Сборник «Всегда по эту сторону», на который я уже не раз ссылался, — прекрасная и очень своевременная книга. Образ Виктора Павловича Кина усилиями многих его друзей и составителя тома — С. А. Ляндреса — встает перед нами, живой и неповторимый. В сборнике участвуют двадцать два автора, и пишут они о разных периодах жизни Виктора Кина. Вот он — сын паровозного машиниста, борисоглебский гимназист, организатор первой в городе комсомольской ячейки. Вот Кин — дальневосточный подпольщик. Вот комсомольский газетчик. Вот иностранный корреспондент, представитель ТАСС в Италии и во Франции. Вот Кин — писатель и редактор. Вот он — в трудные годы, незадолго до своей смерти. Среди мемуаристов Лев Славин, Виктор Шкловский, Самуил Маршак, друзья Кина Виктор Шнейдер, Григорий Литинский и другие. И наконец, весь жизненный путь Виктора Кина обнимает лучшая в сборнике, обстоятельная, неторопливая мемуарная повесть жены и друга писателя Ц. И. Кин «Наша молодость». Она занимает пятую часть всей книги и талантливо рисует не только самого Кина, его убеждения, пристрастия, привычки и антипатии, его неосуществившиеся замыслы и планы и великолепное мужество его характера, но и дает верными и точными штрихами историческую панораму времени, в котором он жил и работал. Это вершина книги, ее центр, ее кульминация — «сюжетная» и идейная.
Мне не пришлось побывать в небольшой квартире на Плющихе, а Кин в «Незаконченном романе» писал про Плющиху и поселил в одном из ее невысоких, бледно-желтого цвета домов Безайса, вернувшегося в Москву. Но ощущение такое, словно я сам видел все это. Один из старых товарищей Кина, Николай Тихомиров, участник гражданской войны, принадлежавший почти к тому же поколению — на несколько лет старше, — писал: «Мне помнится, что в одной из комнат очень скромной квартиры Кина стоял буфет и на этом буфете искусным резцом Кина был вырезан стремительно бегущий по волнам под парусом бриг.
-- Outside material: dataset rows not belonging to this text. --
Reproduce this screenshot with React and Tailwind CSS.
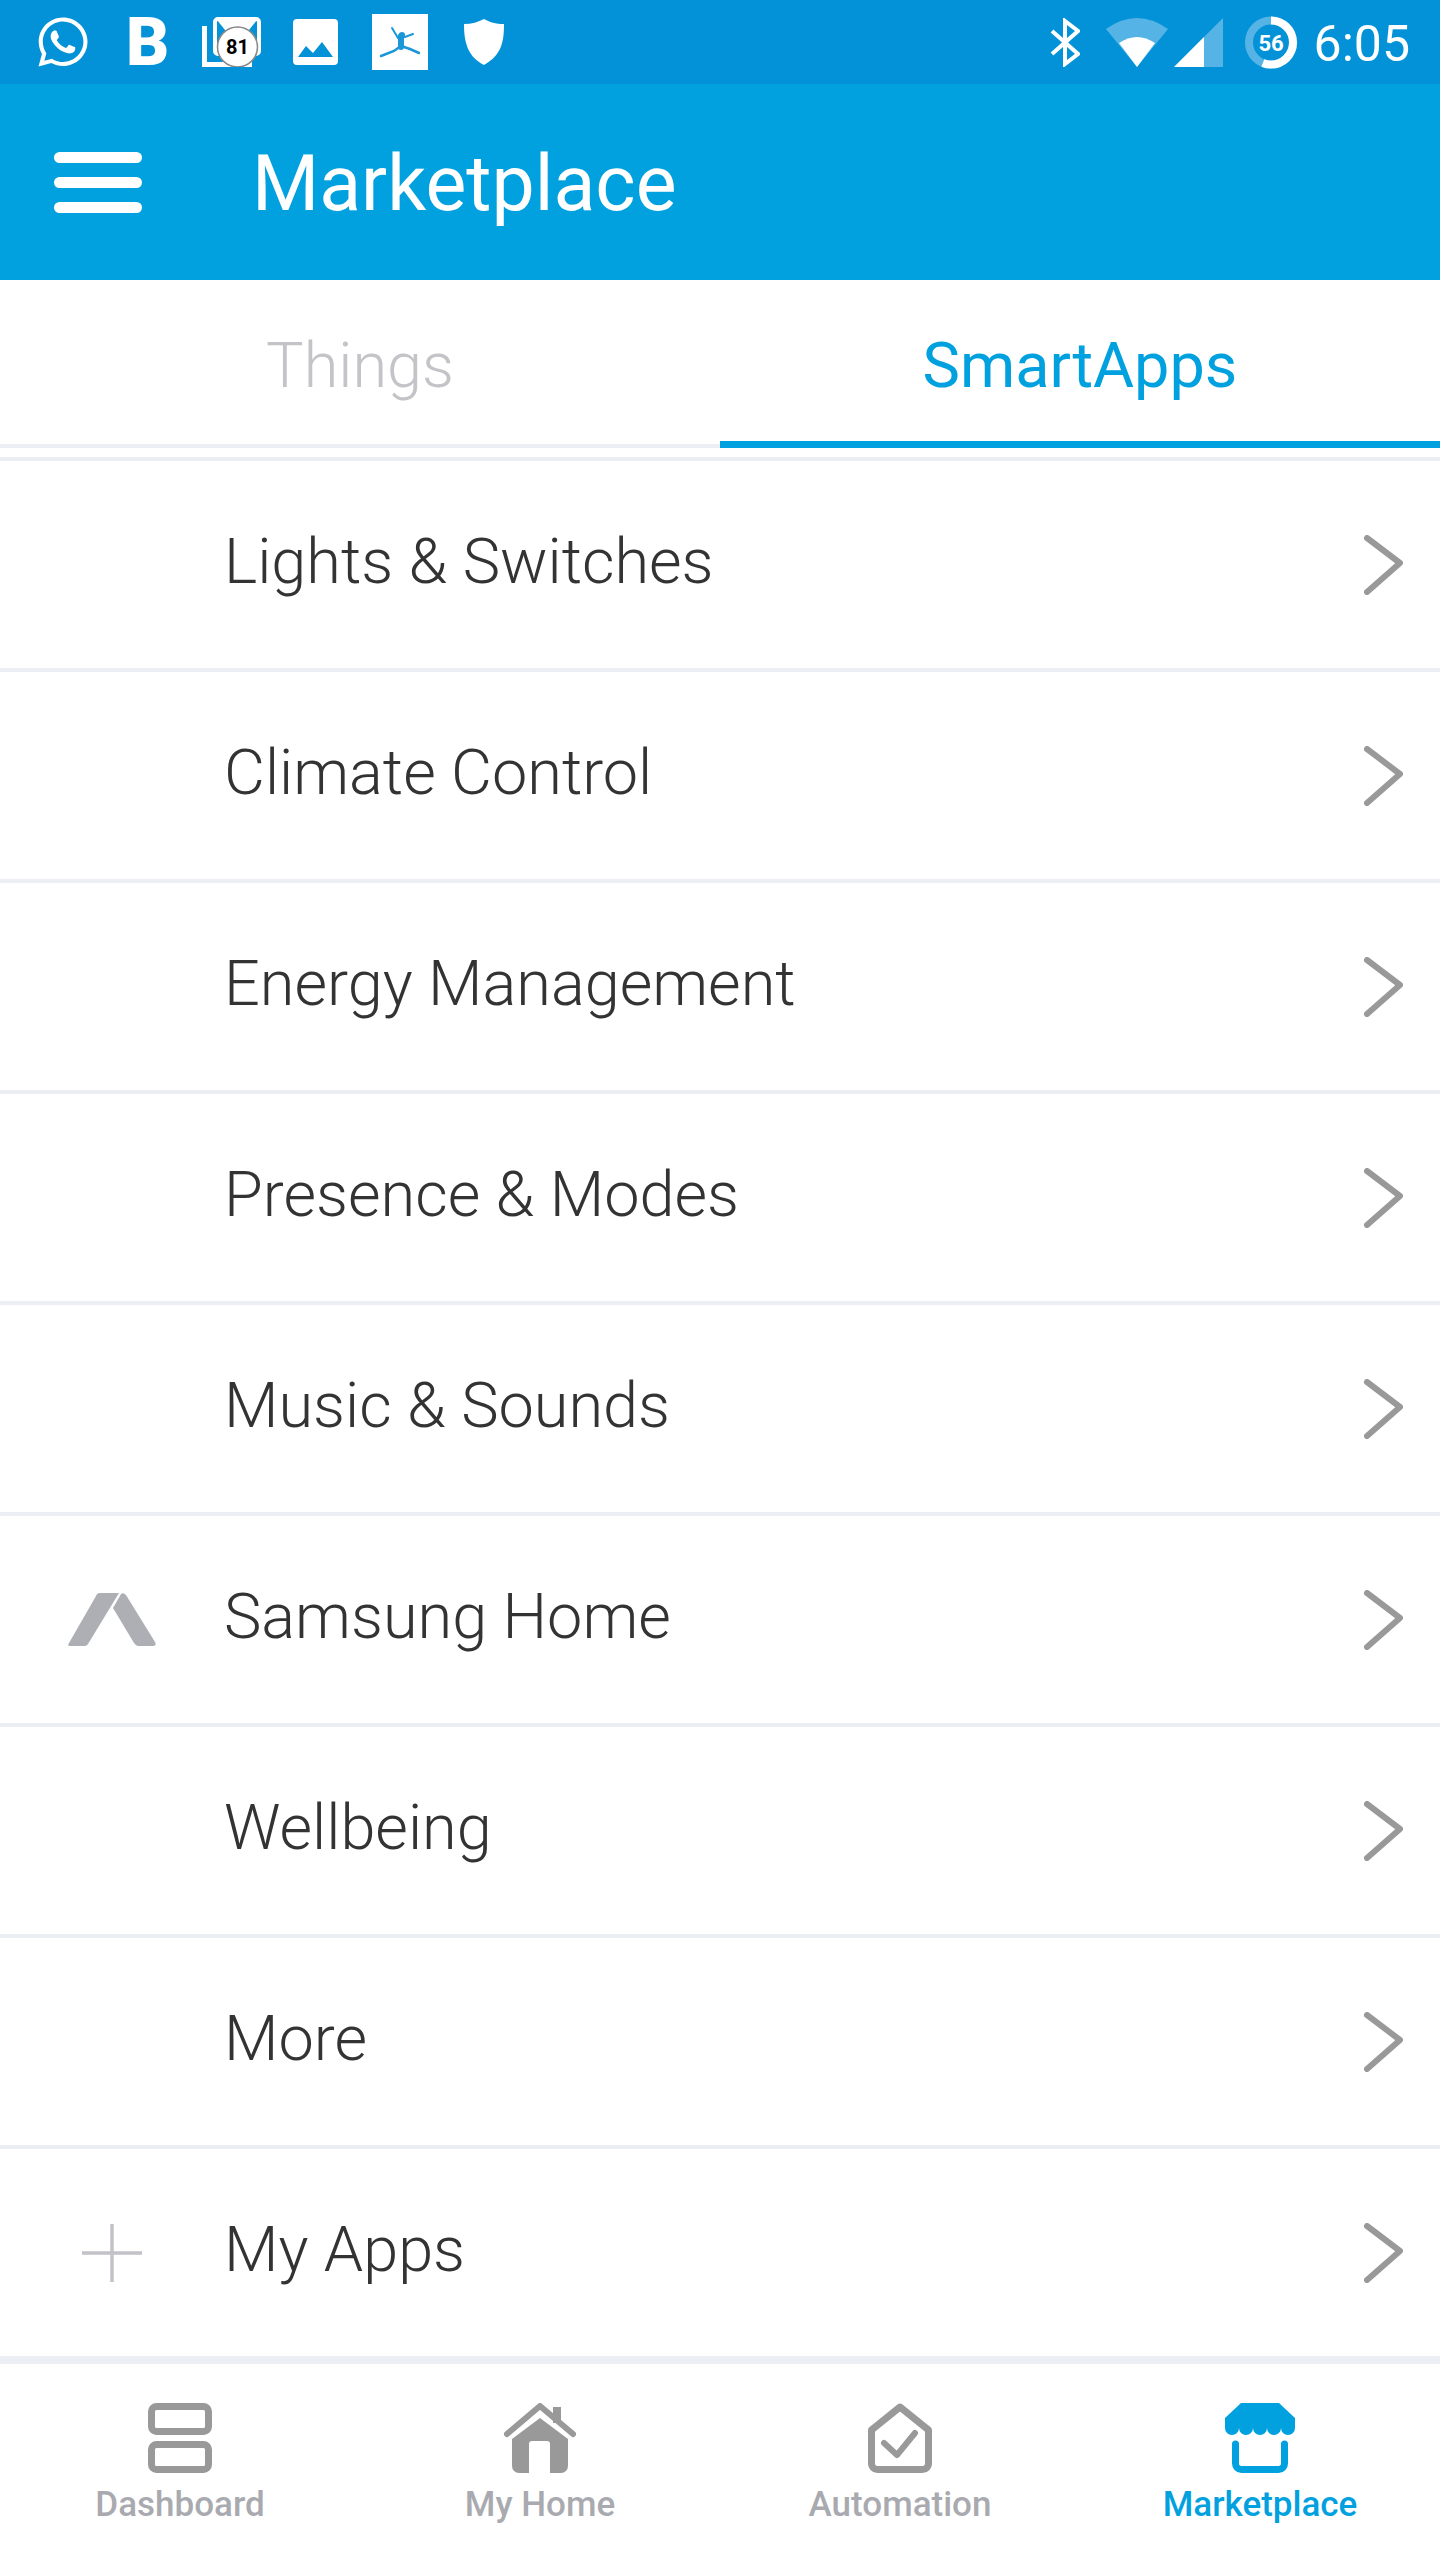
import { FaWhatsapp } from "react-icons/fa";

const rows = [
  "Lights & Switches",
  "Climate Control",
  "Energy Management",
  "Presence & Modes",
  "Music & Sounds",
  "Samsung Home",
  "Wellbeing",
  "More",
  "My Apps",
];

function MailIcon() {
  return (
    <svg width="59" height="50" viewBox="0 0 59 50" className="ml-[33px]">
      <path d="M2.5 9V47.5H50" fill="none" stroke="#fff" strokeWidth="5" />
      <rect x="13" y="2" width="44" height="35" rx="3" fill="#0392d8" stroke="#fff" strokeWidth="4" />
      <path d="M15 3H55L35 28Z" fill="#fff" />
      <circle cx="35.5" cy="30" r="20" fill="#fff" stroke="#888" strokeWidth="1.5" />
      <text x="35.5" y="37" textAnchor="middle" fontFamily="Roboto" fontWeight="700" fontSize="20" fill="#000">81</text>
    </svg>
  );
}

function ImageIcon() {
  return (
    <svg width="45" height="46" viewBox="0 0 45 46" className="ml-[32px]">
      <path d="M4 0H41a4 4 0 0 1 4 4V42a4 4 0 0 1-4 4H4a4 4 0 0 1-4-4V4a4 4 0 0 1 4-4ZM5 38H40L29 23L20 34L13 27Z" fill="#fff" fillRule="evenodd" />
    </svg>
  );
}

function JumpIcon() {
  return (
    <svg width="56" height="56" viewBox="0 0 56 56" className="ml-[34px]">
      <rect width="56" height="56" fill="#fff" />
      <g fill="none" stroke="#1b97d9" strokeLinecap="round">
        <path d="M20 14L26 24L33 23L41 20" strokeWidth="2" />
        <path d="M29 22V33" strokeWidth="6" />
        <path d="M9 42L22 37L29 32L38 35L47 39" strokeWidth="2.5" />
      </g>
      <circle cx="30" cy="21" r="3" fill="#1b97d9" />
    </svg>
  );
}

function ShieldIcon() {
  return (
    <svg width="40" height="46" viewBox="0 0 40 46" className="ml-[36px]">
      <path d="M20 0C25 3 32 5 40 5C40 22 38 36 20 46C5 38 0 26 0 5C8 5 14 3 20 0Z" fill="#fff" />
    </svg>
  );
}

function BluetoothIcon() {
  return (
    <svg width="30" height="49" viewBox="0 0 30 49">
      <path d="M2 13L28 36L15 46V3L28 13L2 36" fill="none" stroke="#fff" strokeWidth="4" />
    </svg>
  );
}

function WifiIcon() {
  return (
    <svg width="62" height="49" viewBox="0 0 62 49" className="ml-[26px]">
      <path d="M0 11Q31 -11 62 11L31 49Z" fill="#55b4e5" />
      <path d="M13 25Q31 13 49 25L31 49Z" fill="#fff" />
    </svg>
  );
}

function SignalIcon() {
  return (
    <svg width="49" height="49" viewBox="0 0 49 49" className="ml-[6px]">
      <path d="M0 49L49 0V49Z" fill="#55b4e5" />
      <path d="M0 49L30 19V49Z" fill="#fff" />
    </svg>
  );
}

function BatteryIcon() {
  return (
    <svg width="52" height="53" viewBox="0 0 52 53" className="ml-[22px]">
      <circle cx="26" cy="26.5" r="22" fill="none" stroke="#55b4e5" strokeWidth="8" />
      <circle cx="26" cy="26.5" r="22" fill="none" stroke="#fff" strokeWidth="8" strokeDasharray="77 138" transform="rotate(-90 26 26.5)" />
      <text x="26" y="34.5" textAnchor="middle" fontFamily="Roboto" fontWeight="700" fontSize="22" fill="#fff">56</text>
    </svg>
  );
}

function Chevron() {
  return (
    <svg width="40" height="60" viewBox="0 0 40 60" className="mr-[37px] shrink-0">
      <path d="M4 3L37 28L4 57" fill="none" stroke="#999" strokeWidth="6" strokeLinecap="round" strokeLinejoin="round" />
    </svg>
  );
}

function SamsungLogo() {
  return (
    <svg width="88" height="53" viewBox="0 0 88 53">
      <path d="M32 0H51L20 51Q19 53 17 53H2Q-1 53 1 50L28 3Q29 0 32 0Z" fill="#aeafb4" />
      <path d="M53 1Q55 -1 58 2L87 49Q89 53 85 53H70Q68 53 66 50L45 15Z" fill="#aeafb4" />
    </svg>
  );
}

function PlusIcon() {
  return (
    <svg width="60" height="58" viewBox="0 0 60 58">
      <path d="M30 0V58M0 29H60" stroke="#c2c2c8" strokeWidth="3.5" />
    </svg>
  );
}

function DashboardIcon() {
  return (
    <svg width="64" height="70" viewBox="0 0 64 70">
      <rect x="3.5" y="3.5" width="57" height="25" rx="5" fill="none" stroke="#999" strokeWidth="7" />
      <rect x="3.5" y="41.5" width="57" height="25" rx="5" fill="none" stroke="#999" strokeWidth="7" />
    </svg>
  );
}

function HomeIcon() {
  return (
    <svg width="74" height="70" viewBox="0 0 74 70">
      <rect x="50" y="4" width="8" height="16" fill="#999" />
      <path d="M4 31L37 3L70 31" fill="none" stroke="#999" strokeWidth="6" strokeLinejoin="round" strokeLinecap="round" />
      <path d="M37 15L65 36V63a7 7 0 0 1-7 7H47V41a3 3 0 0 0-3-3H29a3 3 0 0 0-3 3V70H16a7 7 0 0 1-7-7V36Z" fill="#999" />
    </svg>
  );
}

function AutomationIcon() {
  return (
    <svg width="64" height="70" viewBox="0 0 64 70">
      <path d="M32 4L60.5 27V60a6 6 0 0 1-6 6.5H9.5a6 6 0 0 1-6-6.5V27Z" fill="none" stroke="#999" strokeWidth="7" strokeLinejoin="round" />
      <path d="M16 40L29 52L47 30" fill="none" stroke="#999" strokeWidth="6" strokeLinecap="round" strokeLinejoin="round" />
    </svg>
  );
}

function MarketIcon() {
  return (
    <svg width="70" height="70" viewBox="0 0 70 70">
      <path d="M16 0H54L70 15V25a7 7 0 0 1-14 0a7 7 0 0 1-14 0a7 7 0 0 1-14 0a7 7 0 0 1-14 0a7 7 0 0 1-14 0V15Z" fill="#01a1df" />
      <path d="M10.5 41V60a6 6 0 0 0 6 6.5H53.5a6 6 0 0 0 6-6.5V41" fill="none" stroke="#01a1df" strokeWidth="7" strokeLinecap="round" />
    </svg>
  );
}

function NavItem({ icon, label, active }) {
  return (
    <div className="flex flex-col items-center pt-[39px]">
      <div className="h-[70px] flex items-center">{icon}</div>
      <span className={`mt-[12px] text-[35px] leading-[40px] font-medium ${active ? "text-[#01a1df]" : "text-[#a9aab0]"}`}>
        {label}
      </span>
    </div>
  );
}

export default function App() {
  return (
    <div className="w-[1440px] h-[2560px] bg-white flex flex-col overflow-hidden font-['Roboto',sans-serif]">
      {/* status bar */}
      <div className="h-[84px] shrink-0 bg-[#0392d8] flex items-center justify-between pl-[35px] pr-[30px]">
        <div className="flex items-center">
          <FaWhatsapp className="text-white w-[56px] h-[56px]" />
          <span className="ml-[35px] w-[43px] text-white font-black text-[67px] leading-[67px]">B</span>
          <MailIcon />
          <ImageIcon />
          <JumpIcon />
          <ShieldIcon />
        </div>
        <div className="flex items-center">
          <BluetoothIcon />
          <WifiIcon />
          <SignalIcon />
          <BatteryIcon />
          <span className="ml-[17px] text-white text-[50px] leading-[56px] pt-[4px]">6:05</span>
        </div>
      </div>

      {/* app bar */}
      <div className="h-[196px] shrink-0 bg-[#01a1df] flex items-center pl-[54px]">
        <div className="w-[88px] flex flex-col gap-[14px]">
          <span className="block h-[11px] rounded-full bg-white" />
          <span className="block h-[11px] rounded-full bg-white" />
          <span className="block h-[11px] rounded-full bg-white" />
        </div>
        <h1 className="ml-[110px] text-white text-[77px] leading-[90px] pt-[4px]">Marketplace</h1>
      </div>

      {/* tabs */}
      <div className="h-[168px] shrink-0 grid grid-cols-2">
        <div className="flex items-center justify-center border-b-4 border-[#ebeef3] text-[#c4c4c8] text-[63px] font-light pt-[8px]">Things</div>
        <div className="flex items-center justify-center border-b-[7px] border-[#01a1df] text-[#01a1df] text-[63px] pt-[11px]">SmartApps</div>
      </div>

      {/* list */}
      <div className="mt-[9px] border-t-4 border-[#ebeef3]">
        {rows.map((label, i) => (
          <div key={label} className={`flex items-center ${i === rows.length - 1 ? "h-[215px] border-b-8" : "h-[211px] border-b-4"} border-[#ebeef3]`}>
            <div className="w-[224px] shrink-0 flex justify-center">
              {label === "Samsung Home" && <SamsungLogo />}
              {label === "My Apps" && <PlusIcon />}
            </div>
            <span className="flex-1 text-[63px] leading-[72px] font-light text-[#333] pb-[6px]">{label}</span>
            <Chevron />
          </div>
        ))}
      </div>

      {/* bottom nav */}
      <div className="flex-1 grid grid-cols-4">
        <NavItem icon={<DashboardIcon />} label="Dashboard" />
        <NavItem icon={<HomeIcon />} label="My Home" />
        <NavItem icon={<AutomationIcon />} label="Automation" />
        <NavItem icon={<MarketIcon />} label="Marketplace" active />
      </div>
    </div>
  );
}
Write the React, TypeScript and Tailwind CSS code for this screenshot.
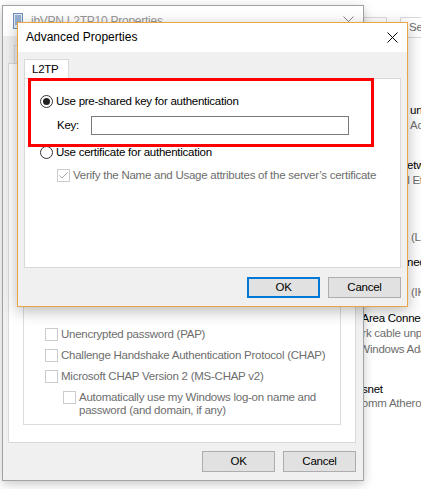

Много прошло времени с тех пор, как я бывал в этой квартире на Плющихе и любовался искусной работой Кина. Но вот недавно, когда я стал припоминать все, что осталось от тех лет, образ несущегося по волнам брига напомнил мне самого Кина, этого сдержанного, иронического и доброжелательного человека, — всегда он был в стремлении вперед, ввысь. Все, кто близко соприкасался с ним, испытывали на себе облагораживающее влияние этого яркого интеллекта, этого ясного ума и щедрого таланта».
Я не видел вырезанного Кином брига, но видел чудом сохранившуюся (хотя некоторые мачты и пострадали) маленькую, изящную каравеллу, видел маленький шкафчик «с секретом»: надо точно знать нужное место, нажать, и тогда раскроется дверца, сделанная из корешков старых французских книг; видел полку с витыми колонками, видел выточенный из какого-то драгоценного дерева торшер; мне рассказывали о том, что у Кина были, как говорится в народе, «золотые руки» и что по-настоящему он отдыхал за токарным станком или за ювелирной резьбой по дереву. А бриги и каравеллы Кин рисовал еще в своих дальневосточных тетрадях, и я ясно представляю себе тот бриг…
Вокруг Кина всегда было много друзей. В гостеприимной квартире на Плющихе почти постоянно жил кто-нибудь из «беспризорников», так повелось еще с традиций Гоголевского бульвара. Многие другие имели кличку «завсегдатаев». О них хорошо рассказал один из близких Кину людей, журналист Григорий Литинский. Как и я сам, он принадлежит к числу первых читателей «По ту сторону» и воспоминания свои начал именно с того, как в 1928 году студенты Высших литературных курсов восхищались романом и как сам он раздобыл книгу и прочел ее залпом:
«Вот и последняя страница со строкой, звучащей, как стихи:
„Это было его последнее тщеславие“.
У каждого времени свое тщеславие. Герои Кина пришли в литературу как антиподы Растиньяка. Их тщеславие было чистое и благородное, и вся их жизнь как на ладони.
Читая и перечитывая роман, раздумывая о его авторе, я и в мыслях не имел познакомиться с ним лично, но, к моей радости, это знакомство состоялось».